Por Lorena Arana
Llegamos a la iglesia. Sí, a la del secuestro, en Cali. Muchos carros, se nota que es Domingo de Ramos. Mi madre se baja. Yo me voy a buscar parqueadero, regreso. Está atestado de gente. Veo a mi madre sentada en la primera fila. Me ubico afuera, bajo una carpa que han instalado. Hay pantalla gigante, incluso sillas libres. Me siento, curiosa, mientras todos se aglomeran en las puertas. Escucho la misa. Lo hago y no, como tantas veces en que debo llegar a casa a repasar las lecturas. Ya se volvió costumbre. Una terrible, si me pongo a pensar. Precisamente eso: Ponerme a pensar.
Los confesantes forman una larga fila, justo al lado de donde estoy. Se nota que es Domingo de Ramos. Sobreviene la culpa en el ambiente; dentro de mí también, claro. Y una cosa sí escucho: el Evangelio. Que a Jesús lo arrestaron y los discípulos huyeron, que pasó la noche pidiendo: “Si es posible, que se aleje de mí este cáliz”; que tenía una tristeza de muerte, así mismo dice. Que Pedro lo negó… Después, llega todo lo humano: La sed, la sangre, el dolor. “Pobre”, pienso; cuando fue Él, precisamente, quien me salvó.
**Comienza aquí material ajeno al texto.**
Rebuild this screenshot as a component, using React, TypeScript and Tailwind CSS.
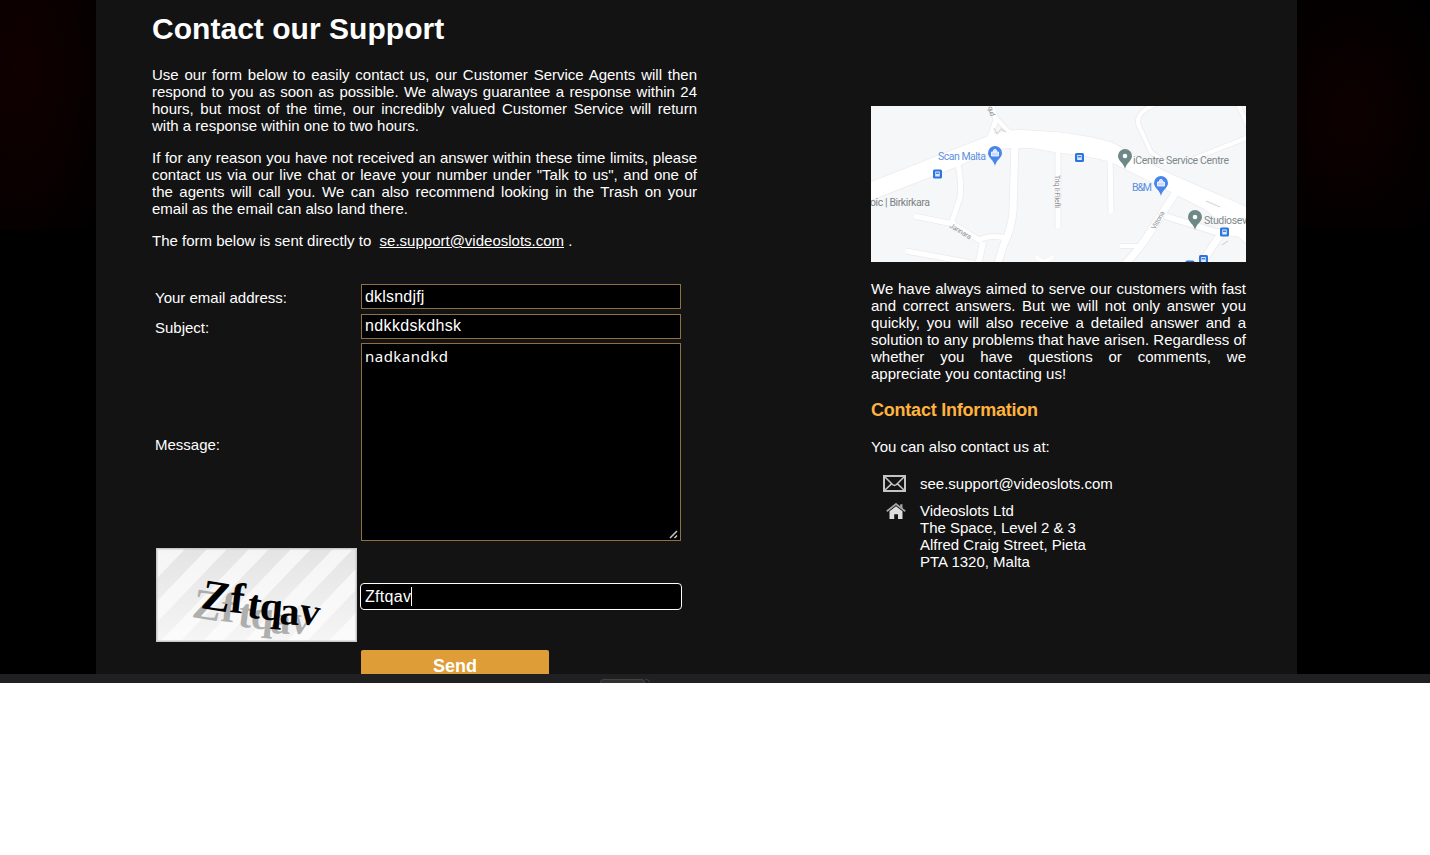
import React from "react";

const mainRoad =
  "M-5 78L115 31Q130 24 150 24L185 26Q220 30 242 37L295 66L380 103V141L335 104L302 87L240 56Q215 49 190 47L160 42H138Q125 43 112 49L85 61L-5 96Z";

const lanes = [
  { d: "M118 34L125 14L120 -4", w: 5 },
  { d: "M125 12L140 28", w: 4 },
  { d: "M87 58Q91 78 89 92L80 118", w: 5 },
  { d: "M43 110L82 118L108 134Q120 128 136 132", w: 5 },
  { d: "M35 145L112 159", w: 5 },
  { d: "M144 36L142 104Q141 122 133 138L126 160", w: 7 },
  { d: "M107 160L112 136", w: 6 },
  { d: "M187 42L187 122", w: 5 },
  { d: "M239 50L240 107", w: 5 },
  { d: "M305 86L274 134Q266 146 252 160", w: 7 },
  { d: "M249 140L270 140", w: 4 },
  { d: "M294 110L345 126L385 128", w: 6 },
  { d: "M350 128L328 160", w: 7 },
  { d: "M290 -4Q262 6 268 20L280 46L296 58", w: 4 },
  { d: "M322 53L380 30M366 -4L379 24", w: 4 },
];

function Pin({ x, y, color, bag }: { x: number; y: number; color: string; bag?: boolean }) {
  return (
    <g transform={`translate(${x} ${y})`}>
      <path d="M0 19C-1 13 -7 11 -7 6A7 7 0 0 1 7 6C7 11 1 13 0 19Z" fill={color} />
      {bag ? (
        <path
          d="M-3.5 5h7v4h-7z M-1.6 5V4a1.6 1.6 0 0 1 3.2 0V5"
          fill="#e9f1ff"
          fillOpacity=".8"
          stroke="#fff"
          strokeWidth=".8"
        />
      ) : (
        <circle cy="6" r="2.3" fill="#fff" />
      )}
    </g>
  );
}

function Stop({ x, y }: { x: number; y: number }) {
  return (
    <g transform={`translate(${x} ${y})`}>
      <rect x="-4.5" y="-4.5" width="9" height="9" rx="1.5" fill="#2f74dc" />
      <path d="M-2.3 -2.5h4.6v5h-4.6z" fill="#dceaff" />
      <path d="M-1.6 -.8h3.2" stroke="#2f74dc" strokeWidth="1.3" />
    </g>
  );
}

function StreetMap() {
  return (
    <svg viewBox="0 0 375 156" className="block h-[156px] w-[375px]" fontFamily="Roboto, sans-serif" fontSize="10.5">
      <rect width="375" height="156" fill="#f6f7f9" />
      <g fill="none" strokeLinejoin="round">
        {lanes.map((l) => (
          <path key={l.d} d={l.d} stroke="#ececee" strokeWidth={l.w + 1.6} />
        ))}
        <path d={mainRoad} stroke="#ececee" strokeWidth="1.6" />
        {lanes.map((l) => (
          <path key={l.d} d={l.d} stroke="#fff" strokeWidth={l.w} />
        ))}
        <path d={mainRoad} fill="#fff" />
        <path d="M335 95l14 6M351 139l6 -4M123 22l3 6 4-5 5 3" stroke="#d6d7d9" strokeWidth="1.2" />
        <path d="M165 151l8 5 9-5" stroke="#fff" strokeWidth="3" />
      </g>
      <text x="67" y="53.5" fill="#5a90e0" textLength="48">Scan Malta</text>
      <text x="-1" y="100" fill="#7b8184" textLength="60">oic | Birkirkara</text>
      <text x="262" y="57.5" fill="#7d8989" textLength="96">iCentre Service Centre</text>
      <text x="261" y="85" fill="#5a90e0" textLength="20">B&amp;M</text>
      <text x="333" y="118" fill="#7d8989" textLength="43">Studiosev</text>
      <g fill="#8f9294" fontSize="7">
        <text transform="translate(78 121) rotate(31)" textLength="24">Jannara</text>
        <text transform="translate(184 69) rotate(90)" textLength="33">Triq Il-Fliefli</text>
        <text transform="translate(284 124) rotate(-60)" textLength="20">Vittoria</text>
        <text transform="translate(117 1) rotate(75)" textLength="10">qud</text>
      </g>
      <Pin x={124} y={41} color="#4a86ea" bag />
      <Pin x={290} y={71} color="#4a86ea" bag />
      <Pin x={254} y={44} color="#6e8888" />
      <Pin x={324} y={105} color="#6e8888" />
      <Stop x={66.5} y={68} />
      <Stop x={208.5} y={51.5} />
      <Stop x={353.5} y={126} />
      <Stop x={332.5} y={153.5} />
      <Stop x={319} y={159} />
    </svg>
  );
}

const glyphs = [
  { c: "Z", x: 44, y: 60, s: 43, r: 9 },
  { c: "f", x: 73, y: 64, s: 43, r: 6 },
  { c: "t", x: 90, y: 69, s: 41, r: 8 },
  { c: "q", x: 103, y: 71, s: 41, r: 5 },
  { c: "a", x: 123, y: 76, s: 40, r: 3 },
  { c: "v", x: 142, y: 75, s: 40, r: 10 },
];

function CaptchaWord({ fill }: { fill: string }) {
  return (
    <g fill={fill} fontFamily="Liberation Serif, serif" fontWeight="bold">
      {glyphs.map((g) => (
        <text key={g.c} fontSize={g.s} transform={`translate(${g.x} ${g.y}) rotate(${g.r})`}>
          {g.c}
        </text>
      ))}
    </g>
  );
}

function Captcha() {
  return (
    <svg viewBox="0 0 201 94" className="block h-[94px] w-[201px]">
      <defs>
        <linearGradient id="fade" x1="0" y1="0" x2="0" y2="1">
          <stop offset="0" stopColor="#fff" stopOpacity="0" />
          <stop offset="1" stopColor="#fff" stopOpacity=".65" />
        </linearGradient>
      </defs>
      <rect width="201" height="94" fill="#f5f5f5" />
      <path
        d="M-60 94L30 0H52L-38 94Z M-18 94L72 0H94L4 94Z M24 94L114 0H136L46 94Z M66 94L156 0H178L88 94Z M108 94L198 0H220L130 94Z M150 94L240 0H262L172 94Z"
        fill="#e4e4e4"
      />
      <rect width="201" height="94" fill="url(#fade)" />
      <g transform="translate(-9 9)" opacity=".8">
        <CaptchaWord fill="#9d9d9d" />
      </g>
      <CaptchaWord fill="#000" />
      <rect x=".75" y=".75" width="199.5" height="92.5" fill="none" stroke="#c9c9c9" strokeWidth="1.5" />
    </svg>
  );
}

function Envelope() {
  return (
    <svg viewBox="0 0 23 17" className="h-[17px] w-[23px]" fill="none" stroke="#c4c4c4">
      <rect x="1" y="1" width="21" height="15" strokeWidth="2" />
      <path d="M2 2l7.5 7.5q2 1.8 4 0L21 2M2 15l6.5-6.2M21 15l-6.5-6.2" strokeWidth="1.6" />
    </svg>
  );
}

function House() {
  return (
    <svg viewBox="0 0 20 16" className="h-4 w-5">
      <path d="M.8 8.3L10 1l9.2 7.3" fill="none" stroke="#a4a4a4" strokeWidth="1.8" />
      <path d="M14.2 1.2h2.3v5l-2.3-2z" fill="#a4a4a4" />
      <path d="M3.5 8.3L10 3.3l6.5 5V16H12v-4.7H8.2V16H3.5z" fill="#dedede" />
    </svg>
  );
}

const field = "block w-[320px] border border-[#8d7044] bg-black px-[3px] text-base text-white outline-none";

export default function App() {
  return (
    <div className="h-[855px] bg-white font-['Liberation_Sans',Arial,sans-serif] text-[15px] leading-[17px] text-white">
      <div className="flex h-[674px] overflow-hidden bg-black">
        <div className="h-[230px] w-24 shrink-0 bg-[radial-gradient(ellipse_at_20%_30%,#100000_0%,#0a0000_50%,#000_100%)]" />
        <main className="flex w-[1201px] shrink-0 items-start justify-between bg-[#131313] pr-[51px] pl-14">
          <section className="w-[545px]">
            <h1 className="mt-3 h-[34px] text-[30px] leading-[34px] font-bold tracking-[0.03px]">
              Contact our Support
            </h1>
            <div className="mt-5 space-y-[15px] text-justify">
              <p>
                Use our form below to easily contact us, our Customer Service Agents will then respond to you as soon as
                possible. We always guarantee a response within 24 hours, but most of the time, our incredibly valued
                Customer Service will return with a response within one to two hours.
              </p>
              <p>
                If for any reason you have not received an answer within these time limits, please contact us via our
                live chat or leave your number under "Talk to us", and one of the agents will call you. We can also
                recommend looking in the Trash on your email as the email can also land there.
              </p>
              <p>
                The form below is sent directly to &nbsp;<a className="underline">se.support@videoslots.com</a> .
              </p>
            </div>

            <form className="mt-[35px] ml-[3px] grid grid-cols-[206px_322px] items-center">
              <label className="pt-0.5">Your email address:</label>
              <input className={`${field} h-[25px] tracking-[0.2px]`} defaultValue="dklsndjfj" />
              <label className="mt-[5px] pt-0.5">Subject:</label>
              <input className={`${field} mt-[5px] h-[25px] pb-0.5 tracking-[0.36px]`} defaultValue="ndkkdskdhsk" />
              <label className="pt-2">Message:</label>
              <div className="relative mt-1 w-[320px]">
                <textarea
                  className="block h-[198px] w-[320px] resize-none border border-[#8d7044] bg-black px-[3px] pt-0.5 font-['Noto_Sans',sans-serif] text-[15px] leading-[21px] tracking-[0.48px] text-white outline-none"
                  defaultValue="nadkandkd"
                />
                <svg
                  viewBox="0 0 9 9"
                  className="absolute right-[3px] bottom-[2px] size-[9px]"
                  stroke="#c8c8c8"
                  strokeWidth="1.5"
                >
                  <path d="M1 8L8 1M5.5 8L8 5.5" />
                </svg>
              </div>
              <div className="mt-[7px] ml-px">
                <Captcha />
              </div>
              <div className="relative mt-[9px] -ml-px">
                <input
                  className="block h-[27px] w-[322px] rounded-[4px] border-[1.5px] border-white bg-black px-1 pt-0.5 text-base tracking-[0.3px] text-white outline-none"
                  defaultValue="Zftqav"
                />
                <span className="absolute top-1 left-[51px] h-[19px] w-px bg-white" />
              </div>
              <button
                type="button"
                className="col-start-2 mt-2 h-8 w-[188px] rounded-[2px] bg-[#de9d36] text-lg leading-[32px] font-bold"
              >
                Send
              </button>
            </form>
          </section>

          <aside className="mt-[106px] w-[375px]">
            <StreetMap />
            <p className="mt-[18px] text-justify">
              We have always aimed to serve our customers with fast and correct answers. But we will not only answer you
              quickly, you will also receive a detailed answer and a solution to any problems that have arisen.
              Regardless of whether you have questions or comments, we appreciate you contacting us!
            </p>
            <h2 className="mt-[18px] text-[18px] leading-[21px] font-bold tracking-[-0.22px] text-[#ffb23e]">
              Contact Information
            </h2>
            <p className="mt-[17px]">You can also contact us at:</p>
            <div className="mt-5 grid grid-cols-[49px_auto] gap-y-[10px]">
              <div className="pl-3">
                <Envelope />
              </div>
              <p>see.support@videoslots.com</p>
              <div className="pt-px pl-[15px]">
                <House />
              </div>
              <address className="not-italic">
                Videoslots Ltd
                <br />
                The Space, Level 2 &amp; 3
                <br />
                Alfred Craig Street, Pieta
                <br />
                PTA 1320, Malta
              </address>
            </div>
          </aside>
        </main>
        <div className="h-[230px] flex-1 bg-[radial-gradient(ellipse_at_40%_50%,#0e0000_0%,#070000_50%,#000_100%)]" />
      </div>
      <div className="flex h-[9px] items-end overflow-hidden bg-[#202022] pl-[600px]">
        <div className="h-1 w-[45px] rounded-t-[4px] border border-b-0 border-[#414141] bg-[#303030]" />
        <div className="h-1 w-[5px] rounded-tr-[4px] border-t border-r border-[#3a3a3a]" />
      </div>
    </div>
  );
}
En el momento de la paz, encuentro un puesto junto a mi madre. Vemos a uno de los ayudantes del padre llorando, arrodillado en el altar, tras recibir la hostia. Quién sabe qué le pasa. Mejor dicho, qué le pesa. “Jesús, tú eres”, la canción. “la persona”. Y ahí estamos todos, “más importante”, mujeres, hombres, ancianos. “En este lugar”. Cada uno desde su experiencia. “Rey de reyes”, desde quiénes somos, “señor de señores”. Y ahí está Él, “aquel”; rescatándonos una vez más, “que mi vida cambió”, de nosotros mismos, de nuestra maldad, impureza; cumpliendo sus promesas dos mil años después.
El que predicaba con parábolas y tenía doce apóstoles era, ciertamente, el Mesías. Así lo reconocieron nuestros antepasados cuando se rasgó el velo del templo y aún seguimos adorando a ese hombre ensangrentado, espinado y lleno de miedo; cargando una cruz que no era suya por nosotros, por cada uno de nuestros traumas y problemas, por los momentos en que hemos sido débiles, para que tengamos una experiencia de vida plena.
Cada vez que somos probados, está ahí, detrás, apostando por nosotros, por la semilla que sembró; como si fuéramos superhéroes, cuando es Él, precisamente Él… (¡Ahh! Permítame, tomo aire) Con el único fin de que sigamos mirando al cielo, diciendo: “¡Gracias!”, encontrando un perdón, elevando la mirada a ese Dios que no falla, pidiendo de rodillas, confiando. Me pregunto: ¿Será posible que la humanidad haya mantenido una farsa? ¿Que esta haya trascendido generaciones y continentes? Aparte, ¿desde una época sin la tecnología y las facilidades de comunicación de ahora?
¿Y los ángeles, exorcismos, posesiones, apariciones?
¿Y la Virgen, sus manifestaciones?
Y todavía nos preguntamos si Dios existe.
Salgo con mi madre, agarrada de gancho, a buscar el carro.
Sí, se nota que es Domingo de Ramos.